Review:

Kanye West goes inside on 'Ye,' maybe — or he might be trolling us all

For a pop celebrity, solipsism comes as easily as breathing. In that respect, Kanye West has few peers. His eighth studio album, “ye” (GOOD/Def Jam), was unveiled at an exclusive listening party Thursday in Jackson, Wyoming, and it comes with the usual Kanye caveats: Is this a cry for help? Is this a put-on? Is he trolling, well, everybody?

After a series of albums that rewired popular music, West’s recent works — “Yeezus” (2013), “The Life of Pablo” (2016) and now “ye” — have increasingly sounded like extensions of his onstage rants, Twitter outbursts and unfiltered waywardness with words in interviews. The melding of real life and imaginative art made West an innovator, and his albums still sound like nobody else’s. But now his personal troubles have become the focal point, interior monologues dressed up with occasional musical flourishes.

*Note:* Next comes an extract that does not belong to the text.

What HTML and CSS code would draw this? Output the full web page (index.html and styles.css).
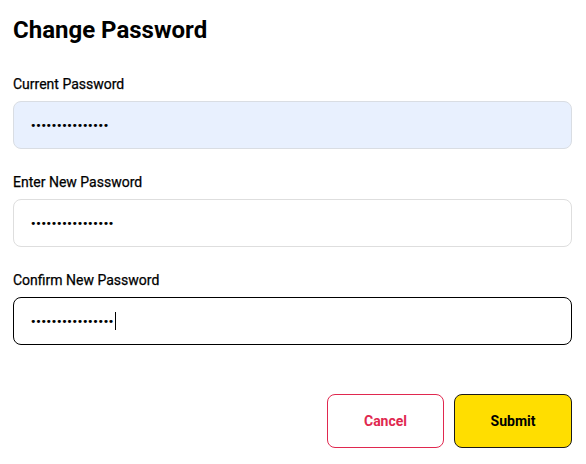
FILE: index.html
```html
<!DOCTYPE html>
<html>
<head>
<meta charset="utf-8">
<link rel="stylesheet" href="styles.css">
</head>
<body>
<div class="page">
  <h1 class="title">Change Password</h1>
  <div class="field">
    <div class="label">Current Password</div>
    <div class="input autofill"><span class="dots">•••••••••••••••</span></div>
  </div>
  <div class="field">
    <div class="label">Enter New Password</div>
    <div class="input"><span class="dots">••••••••••••••••</span></div>
  </div>
  <div class="field">
    <div class="label">Confirm New Password</div>
    <div class="input focused"><span class="dots">••••••••••••••••</span><span class="caret"></span></div>
  </div>
  <div class="actions">
    <button class="btn cancel">Cancel</button>
    <button class="btn submit">Submit</button>
  </div>
</div>
</body>
</html>
```
FILE: styles.css
```css
* { box-sizing: border-box; }
html, body { margin: 0; padding: 0; background: #fff; }
body { font-family: Roboto, "Liberation Sans", sans-serif; color: #000; }
.page { padding: 16px 14px 0 13px; width: 586px; }
.title { margin: 0; font-size: 24px; line-height: 28px; font-weight: 700; }
.title + .field { margin-top: 32px; }
.field { display: flex; flex-direction: column; }
.field + .field { margin-top: 25px; }
.label { font-size: 14px; line-height: 16px; font-weight: 400; -webkit-text-stroke: 0.25px #000; margin-bottom: 9px; }
.input { height: 48px; border: 1px solid #dedede; border-radius: 8px; padding: 0 16px; display: flex; align-items: center; background: #fff; }
.input.autofill { background: #e8f0fe; border-color: #d9dde3; }
.input.focused { border-color: #000; }
.dots { font-family: "DejaVu Sans", sans-serif; font-size: 11px; letter-spacing: -1.3px; line-height: 1; }
.caret { display: inline-block; width: 1px; height: 18px; background: #000; margin-left: 2px; }
.actions { display: flex; justify-content: flex-end; gap: 10px; margin-top: 49px; }
.btn { width: 117px; height: 54px; border-radius: 8px; font-family: Roboto, "Liberation Sans", sans-serif; font-size: 14px; font-weight: 700; cursor: pointer; }
.cancel { background: #fff; border: 1px solid #e0284f; color: #e0284f; }
.submit { width: 118px; background: #ffde00; border: 1px solid #1a1a1a; color: #000; }
```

Across an image of snow-capped mountains on the “ye” album cover, there’s a very Kanye-like, bleakly humorous contradiction: “I hate being bipolar, it’s awesome.” Mental disorders, drug addiction, financial turmoil, ill-chosen words about black slavery, misogyny, temptation, guilt — West couldn’t be more transparent about any of it on the new album, as tough on himself as he is on his rivals.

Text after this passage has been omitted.